See how wicked awesome this technique can be? A key element to it is tragedy. And it's the irony of it that makes it tragic.

How it Works and How to Mess it Up: Tragedy and Irony

You've got to get the irony and tragedy just right for this or it can have the opposite effect on the readers and make them feel cheated.

For example, you know how President Snow died in Mockingjay? Some readers felt cheated. Spoiler alert, he basically died by a freak accident, and my friend said, "That's like Voldemort dying from a cold." I have a different opinion on it, but that's for another post. But President Snow's death wasn't tragic (yeah, he's a villain, but villains can experience tragedy too). It was ironic, kind of, in a circumstantial way, but it wasn't ironic to his character; it wasn't out of the blue that he choked from his own ailments.

Also, spoiler alert, note that none of the protagonists in my examples actually ended up dying from those fatal afflictions. If Goku had died from that illness, the series could have still progressed in a satisfying way. There are other characters who shoulder the title of protagonist that we love just as much.

I think if Frodo or Ed had died in those instances, it would have been trickier for the writers to handle. Frodo's would be tragic enough, and it would have happened close enough to the story's end, that I think they could have pulled it off if wanted, but it made a better story to keep Frodo alive longer. If Ed died in that moment, I think the audience would have been furious. It was a bad place in the story's structure for him to die.

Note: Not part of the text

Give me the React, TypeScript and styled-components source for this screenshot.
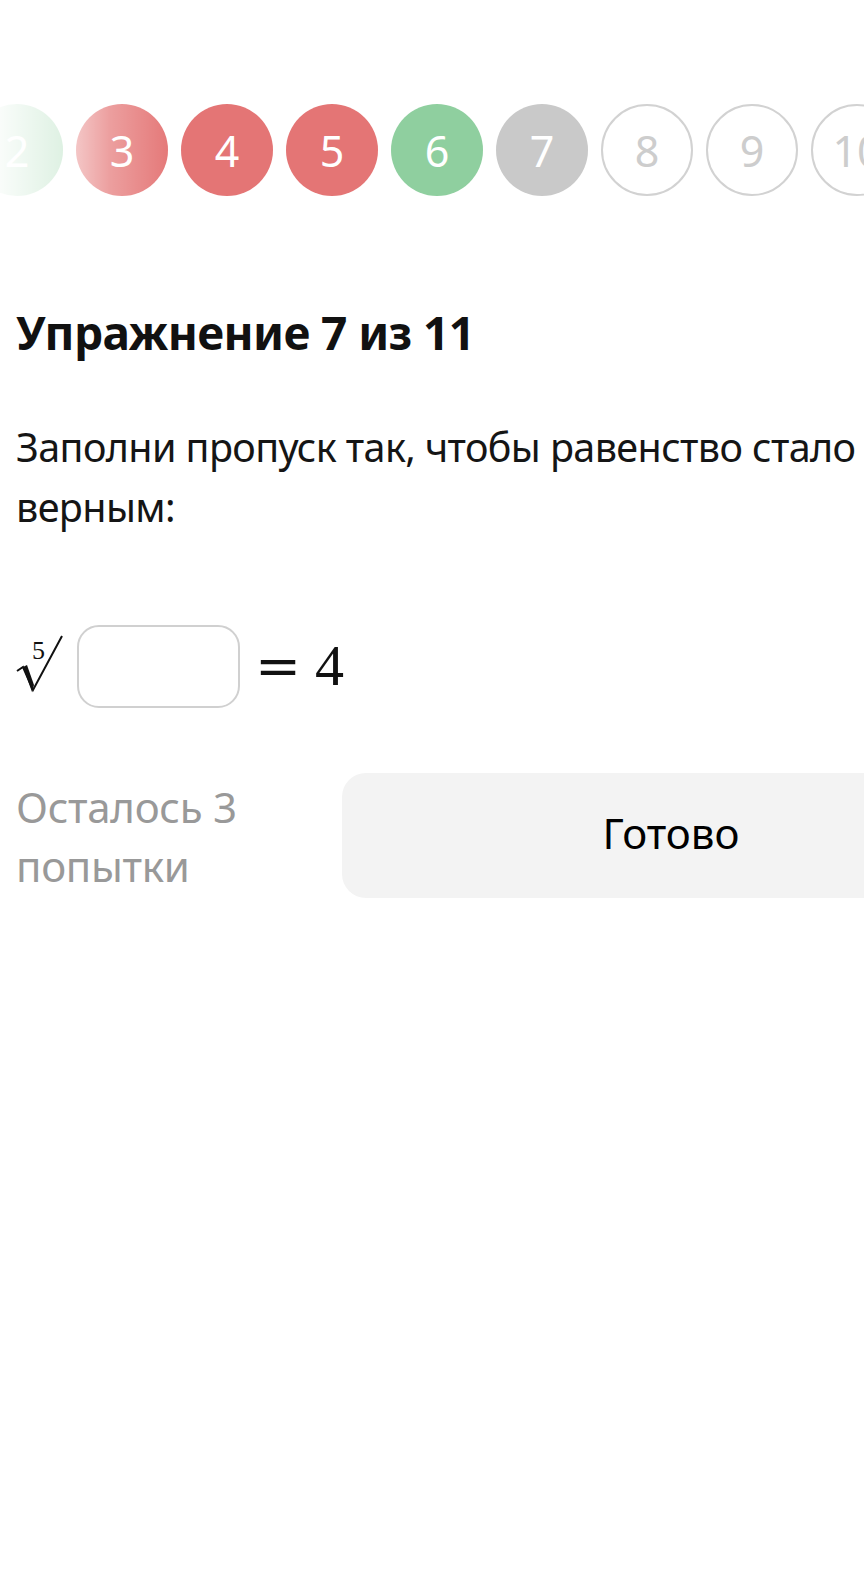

I used main characters for my examples, but you can also look at doing this with other characters. It would be easier to kill off a friend or family member this way than it would be the protagonist.

In closing, when you're plotting your story, consider throwing in "Death by Surprise." Build up the tragedy through irony and then really capture that moment when your character is in shock, that moment where she realizes what's just happened and what it means, that's when you really pinch your reader.

I hope that if last week's post on plotting tools struck you that you've starting a toolbox. Feel free to add this one to it.